Interrompues par la guerre, qui lui vaut d’être interné dans un camp du Tyrol, ses études reprennent trois ans plus tard avec ce dernier. On hésite un moment sur la tessiture de cet élève exceptionnel : baryton ? basse ? En vérité les deux. Le confirme le concert que l’Académie Sainte-Cécile de Rome lui propose, le 28 décembre 1945, où Leporello côtoie Boris Godounov. L’Italie, dont il sillonne bientôt les routes avec une compagnie itinérante, fait sien ce chanteur éclectique. 1947 le voit endosser la bure du moine Pimène à l’Opéra de Rome, puis à la Scala de Milan, au côté du Boris de l’immense Tancredi Pasero. Remplaçant ce dernier l’année suivante, il se coiffe de la couronne du tsar à Cagliari, l’opéra de Moussorgski devenant aussitôt l’un de ses ouvrages phares. Ses attributs purement vocaux l’autorisent, en outre, à briller dans Tristan und Isolde, Lohengrin, Tannhäuser et L’incoronazione di Poppea aussi bien que dans I puritani (face à la jeune Maria Callas, en 1949 à Venise), parmi une multitude d’autres emplois.
DE LA VOIX ET DU GESTE
Boris Godounov cristallise le meilleur de cet éclectisme. Inscrit dans la culture du Slave, et malgré ses consonances russes si spécifiques, l’ouvrage lui permet de faire valoir une extraordinaire présence scénique, souvent rapprochée de celle du mythique Fiodor Chaliapine (1873-1938). On suggèrera que le cliché du « chanteur-acteur » n’a ici de sens que rapporté au primat du chant et de l’ego de l’artiste sur les prérogatives du metteur en scène.
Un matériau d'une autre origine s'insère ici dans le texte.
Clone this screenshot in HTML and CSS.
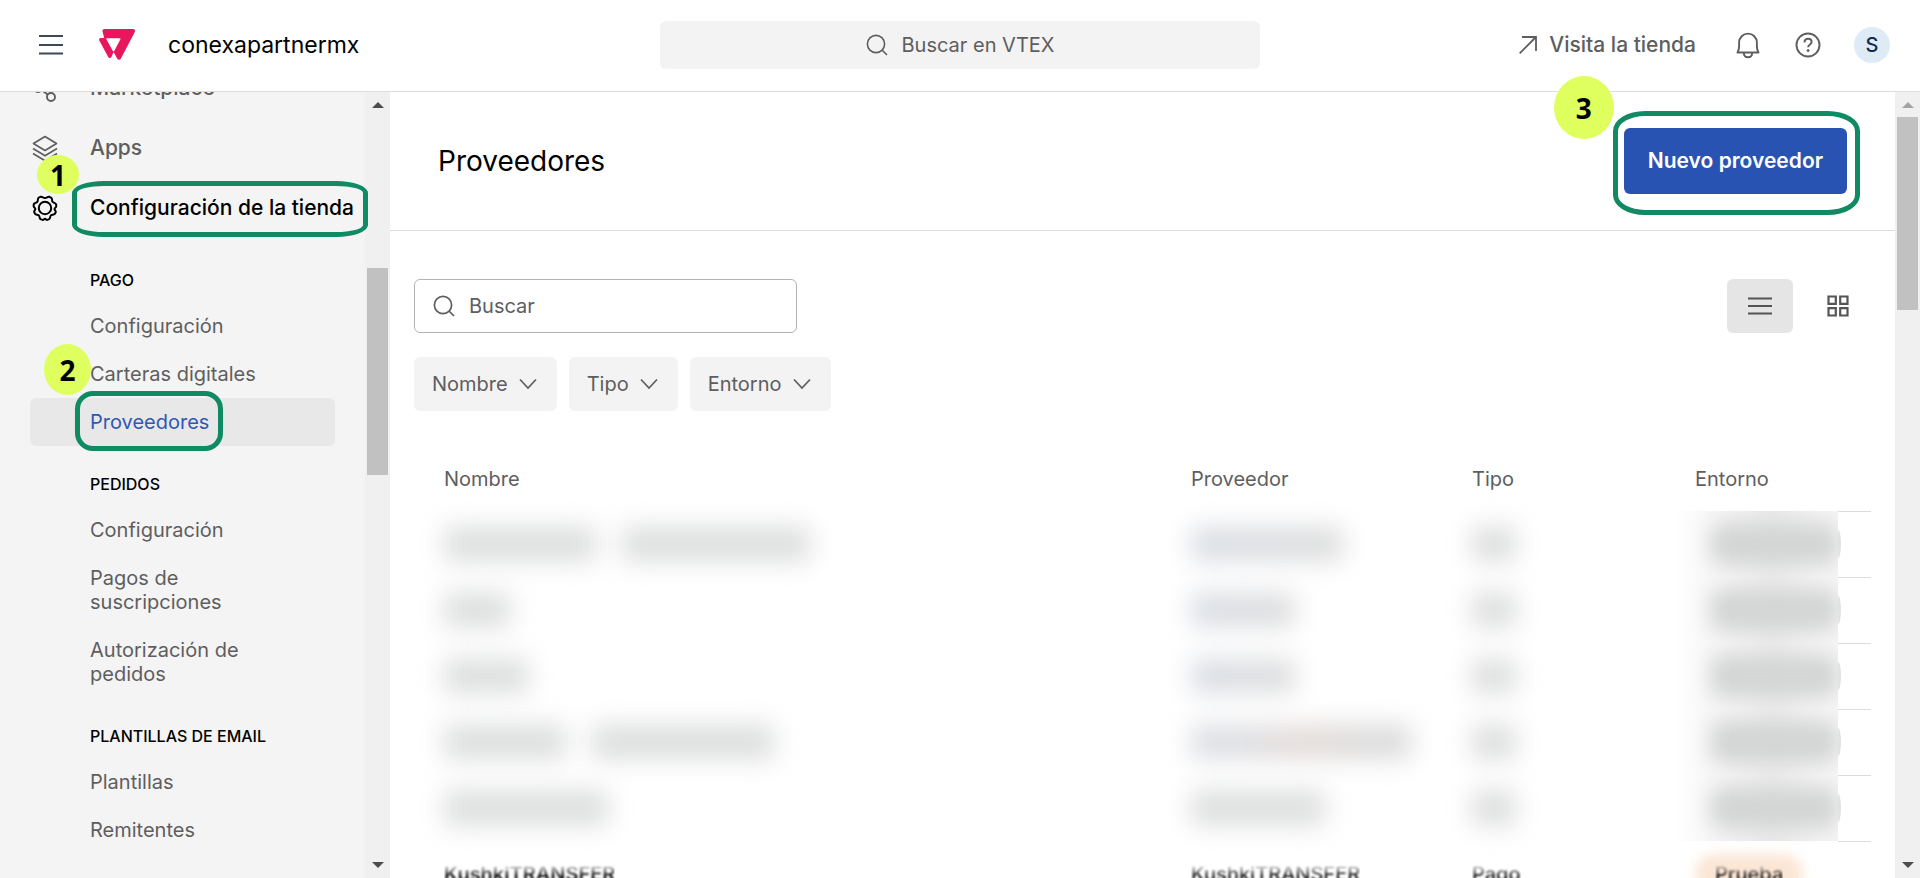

Quand, en 1949, Boris Christoff met le Covent Garden à ses pieds, c’est précisément en invoquant les spectacles dudit Chaliapine, mis en scène par le célèbre Alexandre Sanine, pour contrer les options de Peter Brook, à ses yeux fantaisistes.
Pendant quelque trente ans, Londres chérira cette interprétation pouchkinienne. Deux intégrales de studio l’ont préservée. Dans celle de 1952, dirigée par Issay Dobrowen, Christoff cumule le rôle-titre (hyperbolique), Pimène (énoncé à mi-voix) et le truculent Varlaam, exploit réédité avec moins d’assurance dix ans plus tard, sous la baguette d’André Cluytens. À l’Opéra de Paris, en 1953, notre tsar avait pu s’en remettre à la régie du suprême Vanni Marcoux, autre titulaire émérite du rôle, pour faire valoir sa propre vision du personnage. Une égale empathie vocale et expressive marquait ses incarnations d’Ivan Soussanine dans Une vie pour le Tsar, pathétique et noble, du jouisseur Galitski et du guerrier Kontchak dans Le Prince Igor, tous deux magnifiquement phrasés et déclamés.